这一年,24岁的张爱玲一生中所有重要的小说已经相继出版,她的书在上海风行一时。在她的笔下;看不到战争的硝烟,但霓虹灯闪烁的上海却充满了小人物的苍凉。在她的散文《我看苏青》中这样写道:
“这是乱世。晚烟里,上海的边线微微起伏,虽没有山也像是层峦迭嶂。我想许多人的命运,连我在内的;有一种郁郁苍苍的身世感。”
在战争中畸形繁荣的中国城市
国民政府一直依靠发行纸币来支撑,大量纸币造成通货膨胀,有钱人就依靠囤积居奇发财致富。在战争中畸形繁荣的重庆和昆明,男人西服礼帽,女人则是玻璃丝袜、高跟皮鞋和波浪发。在美国军人大批进入中国之后,欧米嘎手表、派克金笔和高级化妆品成为市面上最时髦的东西。
此时,生活在重庆的宋庆龄在写给美国友人格雷思·格兰尼奇的信中,这样描述国统区的生活:
通货膨胀逼得许多人自杀,在一个学校里一夜之间有4个人上吊———已经3星期没有肉,鸡蛋要3元钱一个……学生们很受苦,学习水平到处都在下降,从前60分及格,现在有35分就过去了……这一年,一位美国专家对1200名中国士兵进行检查,发现57%的士兵营养不良。

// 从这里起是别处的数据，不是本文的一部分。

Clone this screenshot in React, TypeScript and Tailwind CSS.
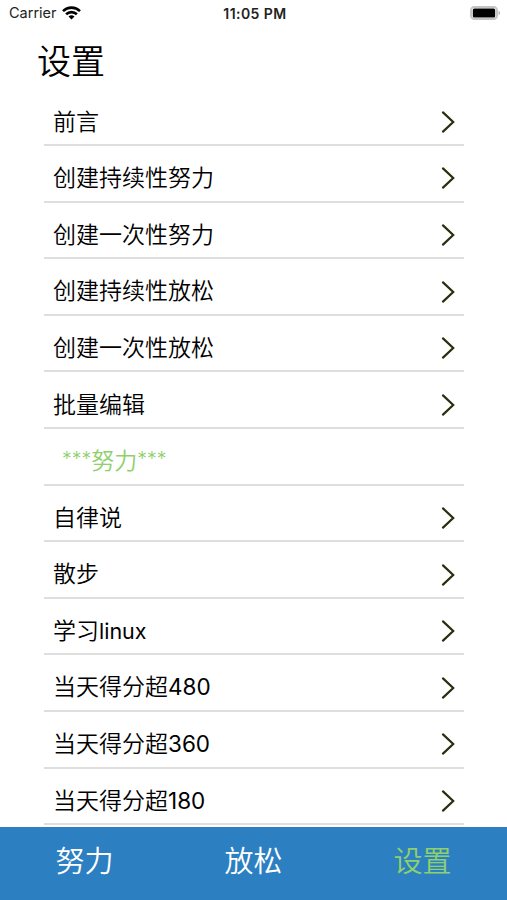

800万士兵中,大约每两个人就有一个去向不明,不是开了小差,就是非战斗死亡。
1944年夏天的一个夜晚,湖南衡阳县渣江镇充斥着枪声、人声、追逐声,一对父母拉扯着一个女孩逃向山中。这个女孩就是后来成为作家的琼瑶,45年后,在自传体小说《我的故事》中,她回忆,一路上,遍是荆棘和杂草,天亮的时候,人们发现,自己的家园已经被烧成了平地。
12月31日,《解放日报》发表文章说,“由于一年来斗争胜利的结果,我们的正规军由四十七万增加到六十五万,民兵由二百万增加到二百二十万,解放区的人口由过去的八千万增加到九千二百万,这就大大增强了我们的反攻力量。”
一天后,重庆《大公报》发表社论说:就全战局来说,的确胜利纷纷,但胜利却不在我们这一角。对于1944年底的中国人来说,的确正在黎明前的黑暗中前行。